“You need to do burpees,” my friend announced.  “What’s a burpee?” I asked.

My friend demonstrated one. Jump up. Get down onto the floor into a push up position, then stand or jump back up again (presumably one should repeat this move several times). It didn’t look so bad – a sort of cheerleading move.

See a burpee demo here on YouTube.

My friend insisted that we women of a certain age needed to do burpees. She challenged, “When do you go down on the floor? How do you know you can get off the floor if you ever needed to?”  She had a point. I couldn’t remember the last time I sat or lay on the floor, and I used to do it all the time.

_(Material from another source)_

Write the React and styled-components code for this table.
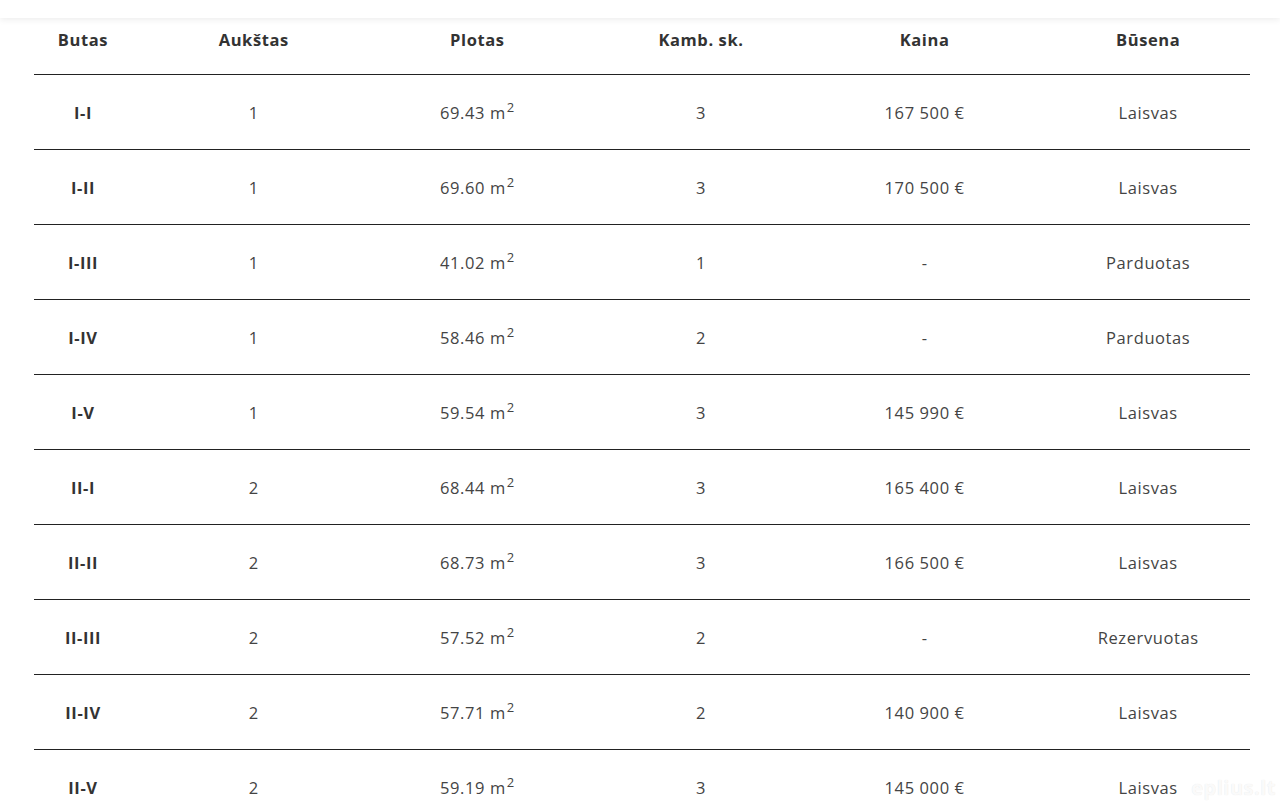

I dutifully went home and tried a burpee. Ohmygoddess! Which one of Satan’s minions invented these? I look like a trussed walrus. My knee crunched (crunched!) and other joints crackled and popped as I got up. It was scary to realize how hard this move was to do. How close was I to completely losing the ability to do something as fundamental as get up from the floor unaided??

I texted my friend: Burpees blow.

She replied: Just do it

The next day, I burpeed again. It was a bit better but I had to whine anyway.

I texted: This burpee business is from hell.

She replied: Just do it.

My next text to her read: My massage therapist says burpees could make a person’s heart explode.

burpeeShe replied: Just do it.

And so I burpee every morning – once ~ grunt~, twice, ~ oooph~, thrice, ~ugh~ – and again at night.

Burpees. Just do it… because you still can.